What the task asks
Pictures stay out of the copy; restate everything else in the material exactly.

:: Provided material ::

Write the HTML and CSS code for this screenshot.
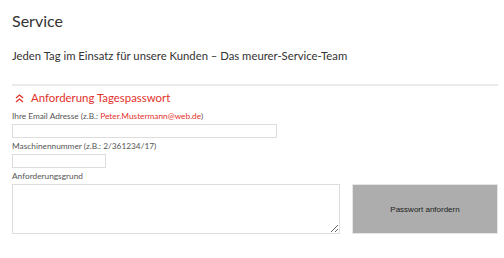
FILE: index.html
```html
<!DOCTYPE html>
<html lang="de">
<head>
  <meta charset="UTF-8">
  <title>Service</title>
  <link rel="stylesheet" href="styles.css">
</head>
<body>
  <div class="page">
    <h1>Service</h1>
    <p class="intro">Jeden Tag im Einsatz für unsere Kunden – Das meurer-Service-Team</p>

    <section class="panel">
      <h2>
        <svg class="chev" width="9" height="9" viewBox="0 0 9 9">
          <path d="M1 4 L4.5 1 L8 4 M1 8 L4.5 5 L8 8" fill="none" stroke="#e3312b" stroke-width="1.3"/>
        </svg>
        Anforderung Tagespasswort
      </h2>

      <label class="lbl first" for="email">Ihre Email Adresse (z.B.: <span class="hint">Peter.Mustermann@web.de</span>)</label>
      <input id="email" class="field email" type="text">

      <label class="lbl" for="nr">Maschinennummer (z.B.: 2/361234/17)</label>
      <input id="nr" class="field nr" type="text">

      <label class="lbl" for="grund">Anforderungsgrund</label>
      <div class="row">
        <textarea id="grund" class="field grund"></textarea>
        <button class="send">Passwort anfordern</button>
      </div>
    </section>
  </div>
</body>
</html>
```

FILE: styles.css
```css
body {
  margin: 0;
  background: #fff;
  font-family: Lato, "Open Sans", sans-serif;
  color: #333;
}

.page {
  padding: 11px 6px 0 12px;
}

h1 {
  margin: 0;
  font-size: 16px;
  line-height: 20px;
  font-weight: 400;
  color: #333;
}

.intro {
  margin: 18px 0 0;
  font-size: 11.3px;
  line-height: 14px;
  font-weight: 400;
  color: #333;
}

.panel {
  margin-top: 21px;
  border-top: 2px solid #ebebeb;
}

h2 {
  margin: 4px 0 0;
  font-size: 11.4px;
  line-height: 16px;
  font-weight: 400;
  color: #e3312b;
  display: flex;
  align-items: center;
}

.chev {
  margin: 0 7px 0 3px;
}

.lbl {
  display: block;
  margin-top: 2px;
  font-size: 8.3px;
  line-height: 12px;
  color: #555;
}

.lbl.first {
  margin-top: 4px;
}

.hint {
  color: #e3312b;
}

.field {
  display: block;
  box-sizing: border-box;
  margin: 2px 0 0;
  padding: 2px 4px;
  border: 1px solid #ddd;
  background: #fff;
  font: inherit;
}

.email {
  width: 265px;
  height: 14px;
}

.nr {
  width: 94px;
  height: 14px;
}

.row {
  display: flex;
  gap: 12px;
  margin-top: 2px;
}

.grund {
  margin: 0;
  width: 328px;
  height: 50px;
  resize: vertical;
}

.send {
  width: 146px;
  height: 50px;
  border: 1px solid #e6e6e6;
  background: #adadad;
  color: #222;
  font-family: "Liberation Sans", Arial, sans-serif;
  font-size: 8px;
  cursor: pointer;
}
```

:::

Result for this task
Write the HTML and CSS code for this screenshot.
FILE: index.html
```html
<!DOCTYPE html>
<html lang="de">
<head>
  <meta charset="UTF-8">
  <title>Service</title>
  <link rel="stylesheet" href="styles.css">
</head>
<body>
  <div class="page">
    <h1>Service</h1>
    <p class="intro">Jeden Tag im Einsatz für unsere Kunden – Das meurer-Service-Team</p>

    <section class="panel">
      <h2>
        <svg class="chev" width="9" height="9" viewBox="0 0 9 9">
          <path d="M1 4 L4.5 1 L8 4 M1 8 L4.5 5 L8 8" fill="none" stroke="#e3312b" stroke-width="1.3"/>
        </svg>
        Anforderung Tagespasswort
      </h2>

      <label class="lbl first" for="email">Ihre Email Adresse (z.B.: <span class="hint">Peter.Mustermann@web.de</span>)</label>
      <input id="email" class="field email" type="text">

      <label class="lbl" for="nr">Maschinennummer (z.B.: 2/361234/17)</label>
      <input id="nr" class="field nr" type="text">

      <label class="lbl" for="grund">Anforderungsgrund</label>
      <div class="row">
        <textarea id="grund" class="field grund"></textarea>
        <button class="send">Passwort anfordern</button>
      </div>
    </section>
  </div>
</body>
</html>
```

FILE: styles.css
```css
body {
  margin: 0;
  background: #fff;
  font-family: Lato, "Open Sans", sans-serif;
  color: #333;
}

.page {
  padding: 11px 6px 0 12px;
}

h1 {
  margin: 0;
  font-size: 16px;
  line-height: 20px;
  font-weight: 400;
  color: #333;
}

.intro {
  margin: 18px 0 0;
  font-size: 11.3px;
  line-height: 14px;
  font-weight: 400;
  color: #333;
}

.panel {
  margin-top: 21px;
  border-top: 2px solid #ebebeb;
}

h2 {
  margin: 4px 0 0;
  font-size: 11.4px;
  line-height: 16px;
  font-weight: 400;
  color: #e3312b;
  display: flex;
  align-items: center;
}

.chev {
  margin: 0 7px 0 3px;
}

.lbl {
  display: block;
  margin-top: 2px;
  font-size: 8.3px;
  line-height: 12px;
  color: #555;
}

.lbl.first {
  margin-top: 4px;
}

.hint {
  color: #e3312b;
}

.field {
  display: block;
  box-sizing: border-box;
  margin: 2px 0 0;
  padding: 2px 4px;
  border: 1px solid #ddd;
  background: #fff;
  font: inherit;
}

.email {
  width: 265px;
  height: 14px;
}

.nr {
  width: 94px;
  height: 14px;
}

.row {
  display: flex;
  gap: 12px;
  margin-top: 2px;
}

.grund {
  margin: 0;
  width: 328px;
  height: 50px;
  resize: vertical;
}

.send {
  width: 146px;
  height: 50px;
  border: 1px solid #e6e6e6;
  background: #adadad;
  color: #222;
  font-family: "Liberation Sans", Arial, sans-serif;
  font-size: 8px;
  cursor: pointer;
}
```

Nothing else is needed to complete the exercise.